The wrestling team was established in the 1970s under Mr. Dave Brennan’s coaching direction, but the program folded after two years. It returned with vigor in 1990, when more than 100 students came out for the singlet-wearing team that practiced in the Robson Gymnasium basement, now the Information Commons.
When construction of the Information Commons began, the team was moved to the second-floor balconies of the gymnasium, then to the Tech Theater workshop for two years, and subsequently to the Brophy East Sports Campus.
It was not until five years ago that the team took up residency in its own fully-padded room in Loyola Hall.

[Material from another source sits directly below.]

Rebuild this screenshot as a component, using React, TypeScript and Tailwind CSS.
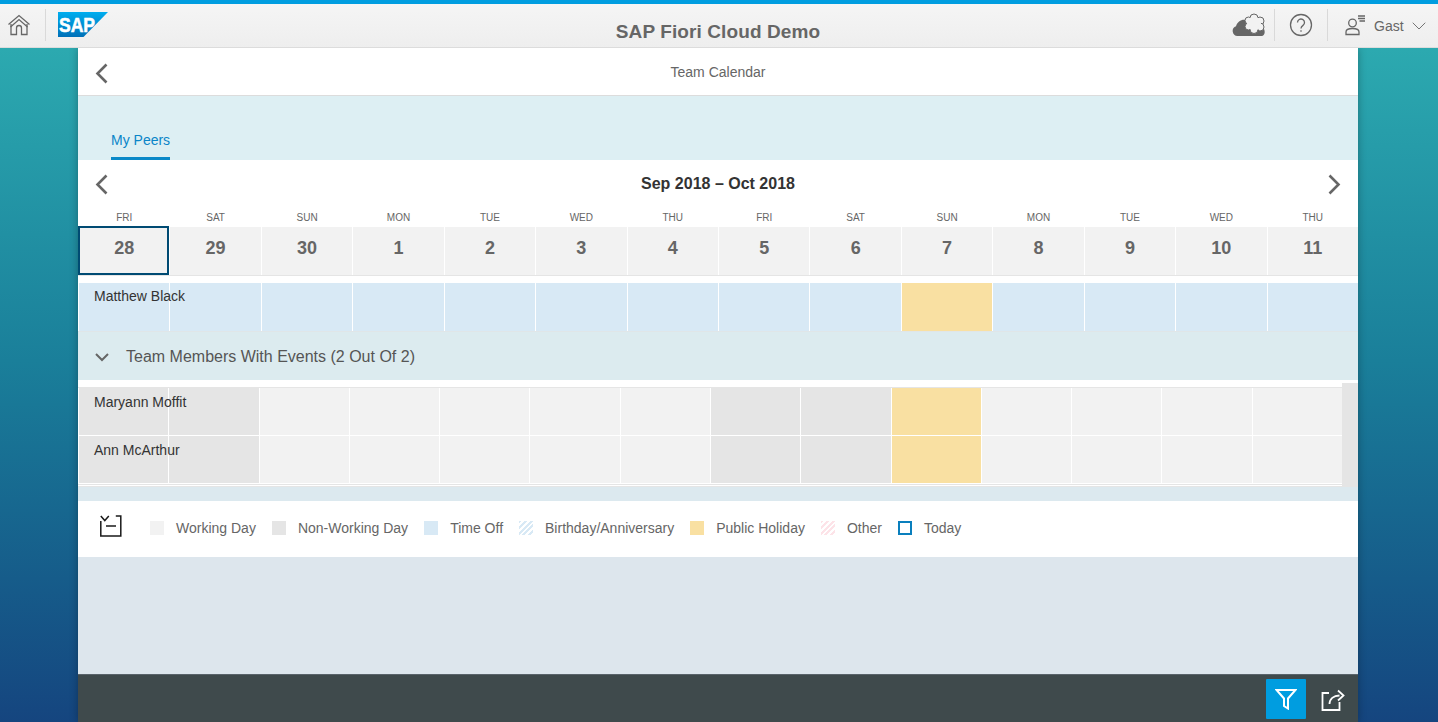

Varsity wrestling won its first Desert Valley region championship in 2001, but the program did not enjoy continued success until Mr. Brad Frank took the head coaching position.
In its 16-year history prior to his tenure, Brophy saw only seven wrestlers place in the state tournament.
In just three years, Mr. Frank’s team has produced the same number of state placers, while also winning the 2009 region championship.
The resident expert on Brophy wrestling is Mr. Jose Leyba ’94, who has wrestled for or coached with every head coach in the program’s modern history.
Like most freshmen who join the no-cuts wrestling team, Mr. Leyba had no prior experience with the sport, but was able to become a three-year starter on the varsity team.
As the freshmen coach, Mr. Leyba offers the same leadership opportunity to those who are willing to commit themselves. Currently, the varsity team starts four freshmen and one sophomore out of a 14-man lineup.
Wrestling is a unique sport. An individual’s effort, one match at a time, determines the team’s success.
Meets are won by the team that accumulates more team points; team points are earned through 14 individual matches at different weight classes.
Looper counts the personal satisfaction that comes from helping his team win as the ultimate reward for his commitment and sacrifice.
“There is no greater feeling than winning a wrestling match,” he said.
Brophy’s wrestlers said they hope they will earn some recognition and support from their peers.
“We really hope to see a lot of student support this year,” said Conner Devereux ’11, who has wrestled for Coach Frank since seventh-grade. “When you hear people cheering your name, see them in the stands, you don’t want to disappoint them, and you find yourself working harder on the mat.”